>> Start RECORDS PROVIDED
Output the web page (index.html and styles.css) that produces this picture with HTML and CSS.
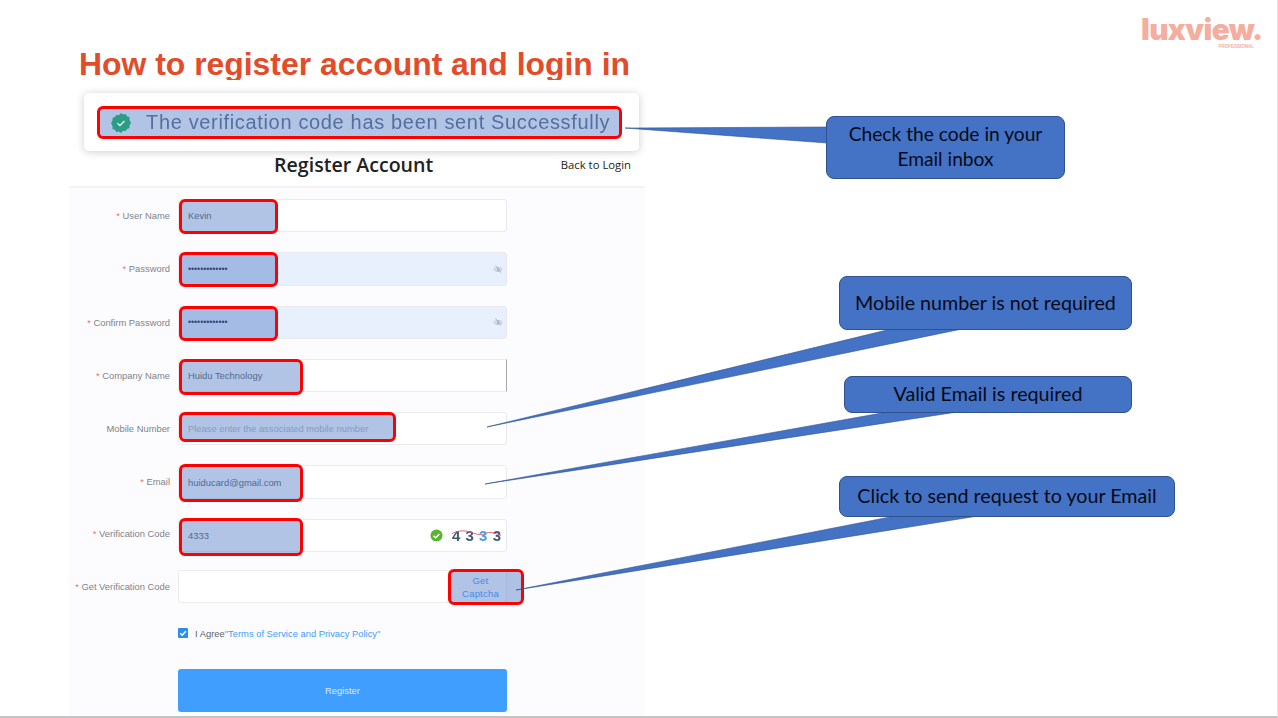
>> End RECORDS PROVIDED
>> Start RECORDS PROVIDED
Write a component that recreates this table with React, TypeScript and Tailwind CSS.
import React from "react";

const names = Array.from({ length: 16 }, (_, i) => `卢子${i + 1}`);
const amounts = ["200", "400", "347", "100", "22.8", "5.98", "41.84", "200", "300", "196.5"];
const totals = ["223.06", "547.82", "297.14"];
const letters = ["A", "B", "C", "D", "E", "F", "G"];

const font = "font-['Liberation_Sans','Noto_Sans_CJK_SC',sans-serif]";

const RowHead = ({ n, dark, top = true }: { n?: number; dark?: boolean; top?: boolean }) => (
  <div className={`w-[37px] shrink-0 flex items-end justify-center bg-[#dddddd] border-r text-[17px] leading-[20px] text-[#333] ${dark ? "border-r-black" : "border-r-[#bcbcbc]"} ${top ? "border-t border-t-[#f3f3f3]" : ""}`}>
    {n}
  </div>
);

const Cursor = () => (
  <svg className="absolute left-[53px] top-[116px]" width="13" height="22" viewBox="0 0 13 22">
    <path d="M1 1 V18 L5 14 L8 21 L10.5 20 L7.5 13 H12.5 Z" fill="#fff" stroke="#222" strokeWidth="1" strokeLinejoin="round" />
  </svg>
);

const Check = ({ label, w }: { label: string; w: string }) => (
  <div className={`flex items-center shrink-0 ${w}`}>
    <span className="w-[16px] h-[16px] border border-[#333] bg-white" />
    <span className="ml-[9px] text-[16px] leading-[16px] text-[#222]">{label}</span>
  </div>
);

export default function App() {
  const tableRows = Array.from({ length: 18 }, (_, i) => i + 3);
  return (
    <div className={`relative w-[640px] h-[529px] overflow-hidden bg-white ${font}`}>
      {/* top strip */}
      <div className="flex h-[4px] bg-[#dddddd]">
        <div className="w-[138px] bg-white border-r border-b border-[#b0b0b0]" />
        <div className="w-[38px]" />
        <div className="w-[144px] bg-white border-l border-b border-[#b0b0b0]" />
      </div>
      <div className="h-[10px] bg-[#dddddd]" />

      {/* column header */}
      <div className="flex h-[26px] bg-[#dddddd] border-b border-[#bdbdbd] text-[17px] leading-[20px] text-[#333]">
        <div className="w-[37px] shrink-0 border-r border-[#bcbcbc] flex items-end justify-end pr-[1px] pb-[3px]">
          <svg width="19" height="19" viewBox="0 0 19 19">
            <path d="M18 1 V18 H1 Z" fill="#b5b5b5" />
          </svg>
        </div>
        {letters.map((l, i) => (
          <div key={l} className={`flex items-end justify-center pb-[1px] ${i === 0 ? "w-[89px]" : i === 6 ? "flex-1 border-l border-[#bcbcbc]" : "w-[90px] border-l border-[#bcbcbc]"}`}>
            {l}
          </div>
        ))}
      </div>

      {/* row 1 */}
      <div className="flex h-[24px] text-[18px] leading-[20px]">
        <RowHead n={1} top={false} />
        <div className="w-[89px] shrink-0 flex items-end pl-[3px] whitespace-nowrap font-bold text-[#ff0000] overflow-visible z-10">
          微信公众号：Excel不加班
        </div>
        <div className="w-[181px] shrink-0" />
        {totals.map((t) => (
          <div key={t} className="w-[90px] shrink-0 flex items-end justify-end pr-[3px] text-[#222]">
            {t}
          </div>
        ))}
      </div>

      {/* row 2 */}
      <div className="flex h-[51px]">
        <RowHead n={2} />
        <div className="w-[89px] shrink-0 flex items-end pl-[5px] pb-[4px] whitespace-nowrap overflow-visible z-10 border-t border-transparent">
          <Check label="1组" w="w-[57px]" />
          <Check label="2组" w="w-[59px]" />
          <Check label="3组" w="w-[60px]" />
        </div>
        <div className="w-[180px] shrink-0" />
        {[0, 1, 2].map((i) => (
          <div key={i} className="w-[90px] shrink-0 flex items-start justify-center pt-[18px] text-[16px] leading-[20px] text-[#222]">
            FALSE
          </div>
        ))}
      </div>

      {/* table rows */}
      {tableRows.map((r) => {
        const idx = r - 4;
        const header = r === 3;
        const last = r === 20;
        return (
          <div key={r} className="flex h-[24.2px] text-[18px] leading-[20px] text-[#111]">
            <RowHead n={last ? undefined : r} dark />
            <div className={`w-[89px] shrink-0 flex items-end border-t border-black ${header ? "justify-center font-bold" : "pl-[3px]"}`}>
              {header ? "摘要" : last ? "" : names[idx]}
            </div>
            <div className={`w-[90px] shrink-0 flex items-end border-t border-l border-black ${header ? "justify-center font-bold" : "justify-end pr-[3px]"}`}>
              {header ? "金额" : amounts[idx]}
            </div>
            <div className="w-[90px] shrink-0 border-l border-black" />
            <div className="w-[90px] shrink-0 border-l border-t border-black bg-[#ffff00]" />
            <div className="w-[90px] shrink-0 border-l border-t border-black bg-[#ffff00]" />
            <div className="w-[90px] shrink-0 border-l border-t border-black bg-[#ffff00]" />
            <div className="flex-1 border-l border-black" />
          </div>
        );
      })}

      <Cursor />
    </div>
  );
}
>> End RECORDS PROVIDED
THE EXERCISE
Begin at the line that has "Write a component" in the entries above; stop after the line that has "import React from". Transcribe exactly those lines and no others.

TASK RESPONSE
Write a component that recreates this table with React, TypeScript and Tailwind CSS.
import React from "react";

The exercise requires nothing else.